Hybrid continuum-discrete simulation of granular impact dynamics

TL;DR

This paper presents a hybrid continuum-discrete simulation method for granular impact dynamics, combining material-point and discrete-element techniques to improve computational efficiency and accuracy in modeling complex solid-granular interactions.

Contribution

The paper introduces a novel MP-DEM based hybrid approach with new algorithms for contact, large deformation, and phase change, enhancing simulation of granular impacts.

Findings

Accurately reproduces impact forces, intrusion depths, and splash patterns.

Validates the method against laboratory experiments.
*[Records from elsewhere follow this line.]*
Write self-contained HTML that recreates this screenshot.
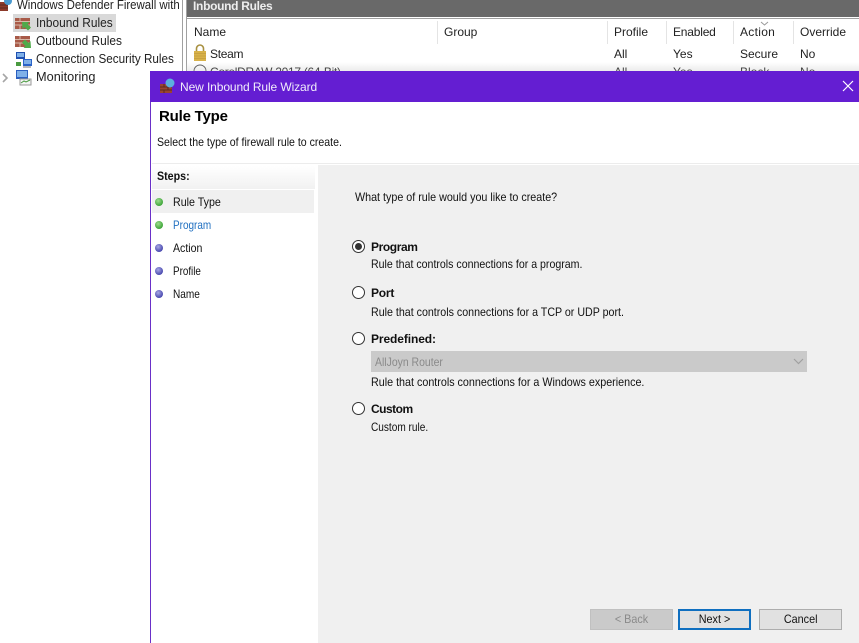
<!DOCTYPE html>
<html><head><meta charset="utf-8">
<style>
html,body{margin:0;padding:0;background:#fff}
#p{position:relative;width:859px;height:643px;overflow:hidden;background:#fff;font-family:"Liberation Sans",sans-serif;font-size:12px;color:#111}
#p div,#p svg{position:absolute}
.t{white-space:nowrap;line-height:16px;height:16px;transform-origin:0 50%;transform:scaleX(var(--s,.888))}
.b{font-weight:bold;letter-spacing:-.2px;transform:none}
.h{color:#222;transform:none}
.n{color:#222;font-size:13px;--s:.915}
.r{width:11px;height:11px;border:1px solid #333;border-radius:50%;background:#fff}
.dot{width:8px;height:8px;border-radius:50%}
.g{background:radial-gradient(circle at 40% 35%,#9ddc8e,#3fa63a 70%)}
.v{background:radial-gradient(circle at 40% 35%,#a9a9e4,#4a4ab0 70%)}
.btn{height:19px;line-height:19px;text-align:center;border:1px solid #adadad;background:#e1e1e1}
.btn span{display:inline-block;transform:scaleX(.9)}
</style></head><body><div id="p">

<!-- left tree -->
<svg style="left:0;top:0" width="14" height="12" viewBox="0 0 14 12"><rect x="0" y="2" width="8" height="9" fill="#8c3a2a"/><path d="M0 5h8M0 8h8" stroke="#5a2a20"/><circle cx="8" cy="1" r="4" fill="#4a9ad0"/></svg>
<div class="t n" style="left:17px;top:-3px;width:187px;overflow:hidden;--s:.88">Windows Defender Firewall with</div>
<div style="left:13px;top:14px;width:103px;height:18px;background:#d9d9d9"></div>
<svg style="left:15px;top:16px" width="17" height="16" viewBox="0 0 17 16"><rect x="0" y="2" width="15" height="11" fill="#a85a48"/><path d="M0 5.500h15M0 9h15M5 2v3.500M10 5.500v3.500M5 9v4" stroke="#d8b8a8"/><path d="M7 6l7.500 0-2 2 3.500 3.500-3 3L9.500 11l-2 2z" fill="#4faa4a"/></svg>
<svg style="left:15px;top:34px" width="17" height="16" viewBox="0 0 17 16"><rect x="0" y="2" width="15" height="11" fill="#a85a48"/><path d="M0 5.500h15M0 9h15M5 2v3.500M10 5.500v3.500M5 9v4" stroke="#d8b8a8"/><path d="M16 14l-7.500 0 2-2L7 8.500l3-3 3.500 3.500 2-2z" fill="#4faa4a"/></svg>
<svg style="left:15px;top:52px" width="17" height="16" viewBox="0 0 17 16"><rect x="1" y="0" width="9" height="7" fill="#1f4fb0"/><rect x="2" y="1" width="7" height="4" fill="#7fb0e8"/><rect x="8" y="7" width="9" height="7" fill="#2a63c8"/><rect x="9" y="8" width="7" height="4" fill="#7fb0e8"/><rect x="1" y="10" width="5" height="4" fill="#4a9a40"/><path d="M8 15h8" stroke="#777"/></svg>
<svg style="left:15px;top:70px" width="17" height="16" viewBox="0 0 17 16"><rect x="1" y="0" width="12" height="9" fill="#2a5fc0"/><rect x="2" y="1" width="10" height="6" fill="#7fb0e8"/><rect x="5" y="9" width="11" height="6" fill="#f4f4f4" stroke="#999"/><path d="M6 13l3-2 2 1 4-2" stroke="#4a9a40" fill="none"/></svg>
<div class="t n" style="left:36px;top:15px">Inbound Rules</div>
<div class="t n" style="left:36px;top:33px">Outbound Rules</div>
<div class="t n" style="left:36px;top:51px;--s:.9">Connection Security Rules</div>
<div class="t n" style="left:36px;top:69px;--s:.98">Monitoring</div>
<svg style="left:2px;top:73px" width="7" height="10" viewBox="0 0 7 10"><path d="M1 1l4 4-4 4" stroke="#a6a6a6" stroke-width="1.600" fill="none"/></svg>
<div style="left:182px;top:0;width:1px;height:71px;background:#a0a0a0"></div>

<!-- inbound rules pane -->
<div style="left:186px;top:0;width:673px;height:17px;background:#696969"></div>
<div style="left:186px;top:18px;width:673px;height:1px;background:#a0a0a0"></div>
<div style="left:186px;top:0;width:1px;height:71px;background:#a0a0a0"></div>
<div class="t b" style="left:193px;top:-2px;color:#eee;letter-spacing:-.3px">Inbound Rules</div>
<div style="left:437px;top:21px;width:1px;height:23px;background:#e4e4e4"></div>
<div style="left:607px;top:21px;width:1px;height:23px;background:#e4e4e4"></div>
<div style="left:666px;top:21px;width:1px;height:23px;background:#e4e4e4"></div>
<div style="left:733px;top:21px;width:1px;height:23px;background:#e4e4e4"></div>
<div style="left:793px;top:21px;width:1px;height:23px;background:#e4e4e4"></div>
<div class="t h" style="left:194px;top:24px">Name</div>
<div class="t h" style="left:444px;top:24px">Group</div>
<div class="t h" style="left:614px;top:24px">Profile</div>
<div class="t h" style="left:673px;top:24px;letter-spacing:-.2px">Enabled</div>
<div class="t h" style="left:740px;top:24px;letter-spacing:.3px">Action</div>
<div class="t h" style="left:800px;top:24px">Override</div>
<svg style="left:760px;top:21px" width="9" height="5" viewBox="0 0 9 5"><path d="M1 1l3.500 3 3.500-3" stroke="#999" fill="none"/></svg>
<svg style="left:193px;top:44px" width="14" height="18" viewBox="0 0 14 18"><path d="M3.500 8V4.500a3.500 3.500 0 0 1 7 0V8" fill="none" stroke="#a89040" stroke-width="1.600"/><rect x="1" y="7" width="12" height="10" fill="#d8b24a"/><path d="M1 9.500h12M1 12h12M1 14.500h12" stroke="#b8923a" stroke-width=".6"/></svg>
<div class="t h" style="left:210px;top:46px;letter-spacing:-.3px">Steam</div>
<div class="t h" style="left:614px;top:46px">All</div>
<div class="t h" style="left:673px;top:46px">Yes</div>
<div class="t h" style="left:740px;top:46px">Secure</div>
<div class="t h" style="left:800px;top:46px">No</div>
<div class="t h" style="left:210px;top:64px;letter-spacing:-.3px">CorelDRAW 2017 (64-Bit)</div>
<div class="t h" style="left:614px;top:64px">All</div>
<div class="t h" style="left:673px;top:64px">Yes</div>
<div class="t h" style="left:740px;top:64px">Block</div>
<div class="t h" style="left:800px;top:64px">No</div>
<svg style="left:193px;top:64px" width="14" height="8" viewBox="0 0 14 8"><circle cx="7" cy="7" r="6" fill="#fff" stroke="#555"/></svg>
<div style="left:186px;top:62px;width:673px;height:9px;background:linear-gradient(rgba(200,200,200,0),rgba(190,190,190,.3))"></div>

<!-- dialog -->
<div style="left:150px;top:71px;width:709px;height:572px;background:#fff"></div>
<div style="left:150px;top:71px;width:709px;height:31px;background:#641ed2"></div>
<div style="left:150px;top:102px;width:1px;height:541px;background:#6a30c8"></div>
<svg style="left:160px;top:78px" width="16" height="16" viewBox="0 0 16 16"><rect x="0" y="6" width="12" height="9" fill="#9a4430"/><path d="M0 9h12M0 12h12M4 6v3M8 9v3M4 12v3" stroke="#5a2a20"/><circle cx="10" cy="5" r="4.500" fill="#5cb0de"/></svg>
<div class="t" style="left:180px;top:79px;color:#f1ecfb;transform:none;letter-spacing:-.1px">New Inbound Rule Wizard</div>
<svg style="left:842px;top:80px" width="12" height="12" viewBox="0 0 12 12"><path d="M1 1l10 10M11 1L1 11" stroke="#fff" stroke-width="1.200"/></svg>
<div class="t b" style="left:159px;top:109px;font-size:15px;color:#000;letter-spacing:-.2px">Rule Type</div>
<div class="t" style="left:157px;top:134px;--s:.88">Select the type of firewall rule to create.</div>
<div style="left:152px;top:163px;width:707px;height:1px;background:#ececec"></div>

<!-- steps -->
<div style="left:152px;top:166px;width:163px;height:23px;background:linear-gradient(#fff,#f1f1f1)"></div>
<div class="t b" style="left:157px;top:168px;letter-spacing:0;transform:scaleX(.89)">Steps:</div>
<div style="left:152px;top:190px;width:162px;height:23px;background:#f0f0f0"></div>
<div class="dot g" style="left:155px;top:198px"></div>
<div class="dot g" style="left:155px;top:221px"></div>
<div class="dot v" style="left:155px;top:244px"></div>
<div class="dot v" style="left:155px;top:267px"></div>
<div class="dot v" style="left:155px;top:290px"></div>
<div class="t" style="left:173px;top:194px;--s:.889">Rule Type</div>
<div class="t" style="left:173px;top:217px;color:#1f6fc0;--s:.83">Program</div>
<div class="t" style="left:173px;top:240px;--s:.88">Action</div>
<div class="t" style="left:173px;top:263px;--s:.82">Profile</div>
<div class="t" style="left:173px;top:286px;--s:.84">Name</div>

<!-- main panel -->
<div style="left:318px;top:165px;width:541px;height:478px;background:#f0f0f0"></div>
<div class="t" style="left:355px;top:189px;--s:.894">What type of rule would you like to create?</div>

<div class="r" style="left:352px;top:240px"></div>
<div style="left:355px;top:243px;width:7px;height:7px;border-radius:50%;background:#333"></div>
<div class="t b" style="left:371px;top:239px;letter-spacing:-.4px">Program</div>
<div class="t" style="left:371px;top:256px;--s:.883">Rule that controls connections for a program.</div>

<div class="r" style="left:352px;top:286px"></div>
<div class="t b" style="left:371px;top:285px">Port</div>
<div class="t" style="left:371px;top:304px">Rule that controls connections for a TCP or UDP port.</div>

<div class="r" style="left:352px;top:332px"></div>
<div class="t b" style="left:371px;top:331px;letter-spacing:-.1px">Predefined:</div>
<div style="left:371px;top:351px;width:436px;height:21px;background:#cacaca"></div>
<div class="t" style="left:375px;top:354px;color:#8a8a8a;--s:.87">AllJoyn Router</div>
<svg style="left:793px;top:358px" width="11" height="7" viewBox="0 0 11 7"><path d="M1 1l4.500 4.500L10 1" stroke="#a0a0a0" stroke-width="1.200" fill="none"/></svg>
<div class="t" style="left:371px;top:374px;--s:.895">Rule that controls connections for a Windows experience.</div>

<div class="r" style="left:352px;top:402px"></div>
<div class="t b" style="left:371px;top:401px;letter-spacing:-.5px">Custom</div>
<div class="t" style="left:371px;top:419px;--s:.84">Custom rule.</div>

<!-- buttons -->
<div class="btn" style="left:590px;top:609px;width:81px;background:#cacaca;border-color:#c0c0c0;color:#8a8a8a"><span>&lt; Back</span></div>
<div class="btn" style="left:678px;top:609px;width:69px;border:2px solid #0f6fc0;height:17px;line-height:17px"><span>Next &gt;</span></div>
<div class="btn" style="left:759px;top:609px;width:81px"><span>Cancel</span></div>
</div></body></html>
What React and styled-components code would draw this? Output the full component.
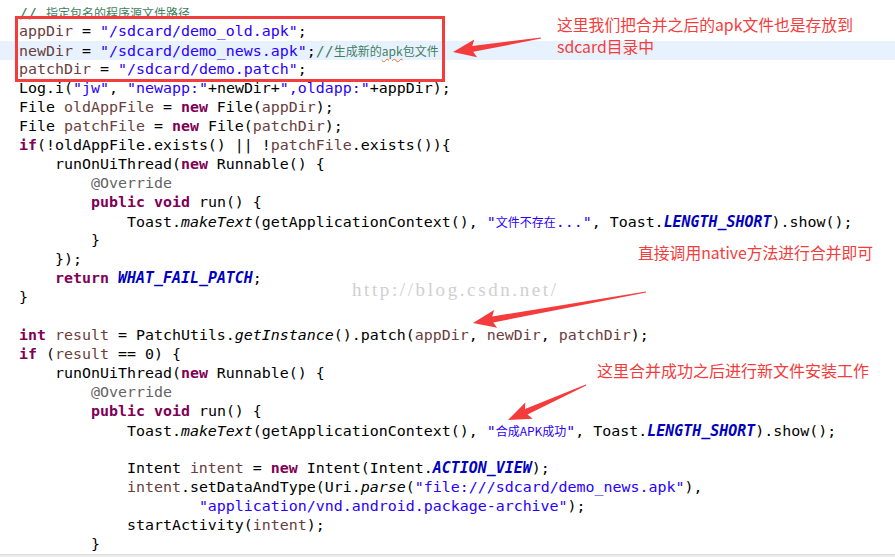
import React from 'react';
import styled, { createGlobalStyle } from 'styled-components';

const RED = '#f43c3c';

const GlobalStyle = createGlobalStyle`
    html, body {
        margin: 0;
        padding: 0;
        background: #fff;
    }
`;

const Page = styled.div`
    position: relative;
    width: 895px;
    height: 557px;
    overflow: hidden;
    display: flex;
    flex-direction: column;
    background: #fff;
`;

const Editor = styled.div`
    flex: 1;
    padding-top: 3px;
    font-family: "DejaVu Sans Mono", "Liberation Mono", monospace;
    font-size: 14.95px;
    color: #000;
`;

const Line = styled.div`
    height: 19px;
    line-height: 19px;
    padding-left: 19px;
    white-space: pre;
    background: ${({ $current }) => $current ? '#e8f2fe' : 'transparent'};
`;

// the lines that the red frame marks in the screenshot
const Marked = styled.div`
    position: relative;

    &::after {
        content: '';
        position: absolute;
        left: 15px;
        top: -6px;
        bottom: -3px;
        width: 424px;
        border: 3px solid ${RED};
        pointer-events: none;
    }
`;

const Kw = styled.span`
    color: #7f0055;
    font-weight: bold;
`;
const Str = styled.span`
    color: #2a00ff;
`;
const Cmt = styled.span`
    color: #3f7f5f;
`;
const Ann = styled.span`
    color: #646464;
`;
const Var = styled.span`
    color: #6a3e3e;
`;
const Const = styled.span`
    color: #0000c0;
    font-weight: bold;
    font-style: italic;
`;
const Ital = styled.span`
    font-style: italic;
`;
const Cjk = styled.span`
    font-family: "Noto Sans CJK SC", sans-serif;
    font-size: 12px;
    font-weight: normal;
    font-style: normal;
`;
const Typo = styled(Cjk)`
    color: #3f7f5f;
    text-decoration: underline wavy #ef6b2e;
    text-decoration-thickness: 1px;
    text-underline-offset: 2px;
`;

const ScrollBar = styled.div`
    height: 3px;
    background: #ececec;
    border-top: 1px solid #dcdcdc;
`;

const Note = styled.div`
    position: absolute;
    left: ${({ $x }) => $x}px;
    top: ${({ $y }) => $y}px;
    font-family: "Noto Sans CJK SC", "Microsoft YaHei", sans-serif;
    font-size: ${({ $size }) => $size}px;
    line-height: 22px;
    color: ${RED};
    white-space: nowrap;
`;

const Watermark = styled.div`
    position: absolute;
    left: 352px;
    top: 279px;
    font-family: "Liberation Serif", serif;
    font-size: 19px;
    letter-spacing: 2.6px;
    color: #d0d0d0;
    white-space: nowrap;
`;

const Overlay = styled.svg`
    position: absolute;
    left: 0;
    top: 0;
    pointer-events: none;
`;

const code = [
    [['c', '// 指定包名的程序源文件路径']],
    [['v', 'appDir'], ['t', ' = '], ['s', '"/sdcard/demo_old.apk"'], ['t', ';']],
    [['v', 'newDir'], ['t', ' = '], ['s', '"/sdcard/demo_news.apk"'], ['t', ';'], ['c', '//生成新的'], ['w', 'apk'], ['c', '包文件']],
    [['v', 'patchDir'], ['t', ' = '], ['s', '"/sdcard/demo.patch"'], ['t', ';']],
    [['t', 'Log.i('], ['s', '"jw"'], ['t', ', '], ['s', '"newapp:"'], ['t', '+newDir+'], ['s', '",oldapp:"'], ['t', '+appDir);']],
    [['t', 'File '], ['v', 'oldAppFile'], ['t', ' = '], ['k', 'new'], ['t', ' File('], ['v', 'appDir'], ['t', ');']],
    [['t', 'File '], ['v', 'patchFile'], ['t', ' = '], ['k', 'new'], ['t', ' File('], ['v', 'patchDir'], ['t', ');']],
    [['k', 'if'], ['t', '(!oldAppFile.exists() || !'], ['v', 'patchFile'], ['t', '.exists()){']],
    [['t', '    runOnUiThread('], ['k', 'new'], ['t', ' Runnable() {']],
    [['a', '        @Override']],
    [['t', '        '], ['k', 'public'], ['t', ' '], ['k', 'void'], ['t', ' run() {']],
    [['t', '            Toast.'], ['i', 'makeText'], ['t', '(getApplicationContext(), '], ['s', '"文件不存在..."'], ['t', ', Toast.'], ['f', 'LENGTH_SHORT'], ['t', ').show();']],
    [['t', '        }']],
    [['t', '    });']],
    [['t', '    '], ['k', 'return'], ['t', ' '], ['f', 'WHAT_FAIL_PATCH'], ['t', ';']],
    [['t', '}']],
    [],
    [['k', 'int'], ['t', ' '], ['v', 'result'], ['t', ' = PatchUtils.'], ['i', 'getInstance'], ['t', '().patch('], ['v', 'appDir'], ['t', ', '], ['v', 'newDir'], ['t', ', '], ['v', 'patchDir'], ['t', ');']],
    [['k', 'if'], ['t', ' ('], ['v', 'result'], ['t', ' == 0) {']],
    [['t', '    runOnUiThread('], ['k', 'new'], ['t', ' Runnable() {']],
    [['a', '        @Override']],
    [['t', '        '], ['k', 'public'], ['t', ' '], ['k', 'void'], ['t', ' run() {']],
    [['t', '            Toast.'], ['i', 'makeText'], ['t', '(getApplicationContext(), '], ['s', '"合成APK成功"'], ['t', ', Toast.'], ['f', 'LENGTH_SHORT'], ['t', ').show();']],
    [],
    [['t', '            Intent '], ['v', 'intent'], ['t', ' = '], ['k', 'new'], ['t', ' Intent(Intent.'], ['f', 'ACTION_VIEW'], ['t', ');']],
    [['t', '            '], ['v', 'intent'], ['t', '.setDataAndType(Uri.'], ['i', 'parse'], ['t', '('], ['s', '"file:///sdcard/demo_news.apk"'], ['t', '),']],
    [['t', '                    '], ['s', '"application/vnd.android.package-archive"'], ['t', ');']],
    [['t', '            startActivity('], ['v', 'intent'], ['t', ');']],
    [['t', '        }']],
];

const tokenTags = { k: Kw, s: Str, c: Cmt, a: Ann, v: Var, f: Const, i: Ital, t: React.Fragment };
const cjkRun = /([\u4e00-\u9fff][\u4e00-\u9fffA-Za-z]*[\u4e00-\u9fff]|[\u4e00-\u9fff])/;

// mixed-width text: CJK runs fall back to a proportional face, like the IDE does
const splitCjk = (text) =>
    text.split(cjkRun).map((part, i) => (i % 2 ? <Cjk key={i}>{part}</Cjk> : part));

const Token = ({ type, text }) => {
    if (type === 'w') return <Typo>{text}</Typo>;
    const Tag = tokenTags[type];
    return <Tag>{splitCjk(text)}</Tag>;
};

const CodeLine = ({ tokens, current }) => (
    <Line $current={current}>
        {tokens.map(([type, text], i) => <Token key={i} type={type} text={text} />)}
    </Line>
);

const arrowPoints = (tail, tip, headLen = 20, hw = 9, sw = 6) => {
    const dx = tail[0] - tip[0];
    const dy = tail[1] - tip[1];
    const len = Math.hypot(dx, dy);
    const ux = dx / len, uy = dy / len;
    const nx = -uy, ny = ux;
    const at = (d, o) => [tip[0] + ux * d + nx * o, tip[1] + uy * d + ny * o];
    const pts = [
        tip,
        at(headLen + 3, hw),
        at(headLen, sw / 2),
        [tail[0] + nx * 0.6, tail[1] + ny * 0.6],
        [tail[0] - nx * 0.6, tail[1] - ny * 0.6],
        at(headLen, -sw / 2),
        at(headLen + 3, -hw),
    ];
    return pts.map(p => p.map(v => v.toFixed(1)).join(',')).join(' ');
};

const arrows = [
    { tail: [541, 38], tip: [453, 52] },
    { tail: [646, 292], tip: [473, 323] },
    { tail: [586, 385], tip: [508, 420] },
];

const App = () => (
    <>
        <GlobalStyle />
        <Page>
            <Editor>
                <CodeLine tokens={code[0]} />
                <Marked>
                    {code.slice(1, 4).map((tokens, i) => (
                        <CodeLine key={i} tokens={tokens} current={i === 1} />
                    ))}
                </Marked>
                {code.slice(4).map((tokens, i) => (
                    <CodeLine key={i} tokens={tokens} />
                ))}
            </Editor>
            <ScrollBar />

            <Watermark>http://blog.csdn.net/</Watermark>
            <Note $x={557} $y={14} $size={15.8}>
                这里我们把合并之后的apk文件也是存放到<br />sdcard目录中
            </Note>
            <Note $x={638} $y={242} $size={15.8}>直接调用native方法进行合并即可</Note>
            <Note $x={597} $y={359} $size={16}>这里合并成功之后进行新文件安装工作</Note>
            <Overlay width="895" height="557">
                {arrows.map(({ tail, tip }, i) => (
                    <polygon key={i} points={arrowPoints(tail, tip)} fill={RED} />
                ))}
            </Overlay>
        </Page>
    </>
);

export default App;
Identifies key parameters influencing simulation success.

Abstract

Granular impact -- the dynamic intrusion of solid objects into granular media -- is widespread across scientific and engineering applications including geotechnics. Existing approaches for simulating granular impact dynamics have relied on either a pure discrete method or a pure continuum method. Neither of these methods, however, is deemed optimal from the computational perspective. Here, we introduce a hybrid continuum-discrete approach, built on the coupled material-point and discrete-element method (MP-DEM), for simulating granular impact dynamics with unparalleled efficiency. To accommodate highly complex solid-granular interactions, we enhance the existing MP-DEM formulation with three new ingredients: (i) a robust contact algorithm that couples the continuum and discrete parts without any interpenetration under extreme impact loads, (ii) large deformation kinematics employing multiplicative elastoplasticity, and (iii) a trans-phase constitutive relation capturing gasification of granular media. For validation, we also generate experimental data through laboratory measurement of the impact dynamics of solid spheres dropped onto dry sand. Simulation of the experiments shows that the proposed approach can well reproduce granular impact dynamics in terms of impact forces, intrusion depths, and splash patterns. Further, through parameter studies on material properties, model formulations, and numerical schemes, we identify key factors for successful continuum-discrete simulation of granular impact dynamics.